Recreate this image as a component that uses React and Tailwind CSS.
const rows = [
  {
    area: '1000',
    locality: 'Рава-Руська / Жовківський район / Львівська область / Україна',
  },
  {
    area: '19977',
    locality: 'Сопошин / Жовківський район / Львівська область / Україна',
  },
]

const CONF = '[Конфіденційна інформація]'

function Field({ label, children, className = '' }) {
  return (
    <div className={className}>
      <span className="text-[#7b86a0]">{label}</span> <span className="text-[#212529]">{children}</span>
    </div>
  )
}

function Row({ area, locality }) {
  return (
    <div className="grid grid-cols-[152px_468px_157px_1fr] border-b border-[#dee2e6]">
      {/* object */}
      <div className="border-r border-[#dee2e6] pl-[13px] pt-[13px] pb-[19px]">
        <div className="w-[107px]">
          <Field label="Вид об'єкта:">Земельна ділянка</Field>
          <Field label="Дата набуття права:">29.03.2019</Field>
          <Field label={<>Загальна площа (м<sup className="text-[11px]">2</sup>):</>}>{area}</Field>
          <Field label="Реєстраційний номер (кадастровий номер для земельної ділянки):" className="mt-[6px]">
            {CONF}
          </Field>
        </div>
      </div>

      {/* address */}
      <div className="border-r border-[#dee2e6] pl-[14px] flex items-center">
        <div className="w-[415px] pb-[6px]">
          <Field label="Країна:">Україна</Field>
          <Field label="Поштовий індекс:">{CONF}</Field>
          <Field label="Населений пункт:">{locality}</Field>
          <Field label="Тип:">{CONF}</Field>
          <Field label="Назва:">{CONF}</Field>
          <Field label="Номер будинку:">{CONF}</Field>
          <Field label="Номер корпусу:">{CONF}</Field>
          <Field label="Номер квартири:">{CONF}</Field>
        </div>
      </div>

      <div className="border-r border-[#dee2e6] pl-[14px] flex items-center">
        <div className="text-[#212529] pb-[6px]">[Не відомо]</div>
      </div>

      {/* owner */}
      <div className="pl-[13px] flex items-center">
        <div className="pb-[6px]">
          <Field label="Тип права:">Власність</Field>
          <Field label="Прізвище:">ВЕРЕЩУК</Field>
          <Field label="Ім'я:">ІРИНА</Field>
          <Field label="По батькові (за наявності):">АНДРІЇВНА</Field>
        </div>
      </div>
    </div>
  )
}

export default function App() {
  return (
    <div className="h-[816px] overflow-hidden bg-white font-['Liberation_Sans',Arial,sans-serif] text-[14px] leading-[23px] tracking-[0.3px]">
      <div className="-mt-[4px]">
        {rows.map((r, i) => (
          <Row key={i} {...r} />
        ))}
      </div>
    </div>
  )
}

***

Your objective = Copy each line of the data above without altering a single character.

Problem solution =
Recreate this image as a component that uses React and Tailwind CSS.
const rows = [
  {
    area: '1000',
    locality: 'Рава-Руська / Жовківський район / Львівська область / Україна',
  },
  {
    area: '19977',
    locality: 'Сопошин / Жовківський район / Львівська область / Україна',
  },
]

const CONF = '[Конфіденційна інформація]'

function Field({ label, children, className = '' }) {
  return (
    <div className={className}>
      <span className="text-[#7b86a0]">{label}</span> <span className="text-[#212529]">{children}</span>
    </div>
  )
}

function Row({ area, locality }) {
  return (
    <div className="grid grid-cols-[152px_468px_157px_1fr] border-b border-[#dee2e6]">
      {/* object */}
      <div className="border-r border-[#dee2e6] pl-[13px] pt-[13px] pb-[19px]">
        <div className="w-[107px]">
          <Field label="Вид об'єкта:">Земельна ділянка</Field>
          <Field label="Дата набуття права:">29.03.2019</Field>
          <Field label={<>Загальна площа (м<sup className="text-[11px]">2</sup>):</>}>{area}</Field>
          <Field label="Реєстраційний номер (кадастровий номер для земельної ділянки):" className="mt-[6px]">
            {CONF}
          </Field>
        </div>
      </div>

      {/* address */}
      <div className="border-r border-[#dee2e6] pl-[14px] flex items-center">
        <div className="w-[415px] pb-[6px]">
          <Field label="Країна:">Україна</Field>
          <Field label="Поштовий індекс:">{CONF}</Field>
          <Field label="Населений пункт:">{locality}</Field>
          <Field label="Тип:">{CONF}</Field>
          <Field label="Назва:">{CONF}</Field>
          <Field label="Номер будинку:">{CONF}</Field>
          <Field label="Номер корпусу:">{CONF}</Field>
          <Field label="Номер квартири:">{CONF}</Field>
        </div>
      </div>

      <div className="border-r border-[#dee2e6] pl-[14px] flex items-center">
        <div className="text-[#212529] pb-[6px]">[Не відомо]</div>
      </div>

      {/* owner */}
      <div className="pl-[13px] flex items-center">
        <div className="pb-[6px]">
          <Field label="Тип права:">Власність</Field>
          <Field label="Прізвище:">ВЕРЕЩУК</Field>
          <Field label="Ім'я:">ІРИНА</Field>
          <Field label="По батькові (за наявності):">АНДРІЇВНА</Field>
        </div>
      </div>
    </div>
  )
}

export default function App() {
  return (
    <div className="h-[816px] overflow-hidden bg-white font-['Liberation_Sans',Arial,sans-serif] text-[14px] leading-[23px] tracking-[0.3px]">
      <div className="-mt-[4px]">
        {rows.map((r, i) => (
          <Row key={i} {...r} />
        ))}
      </div>
    </div>
  )
}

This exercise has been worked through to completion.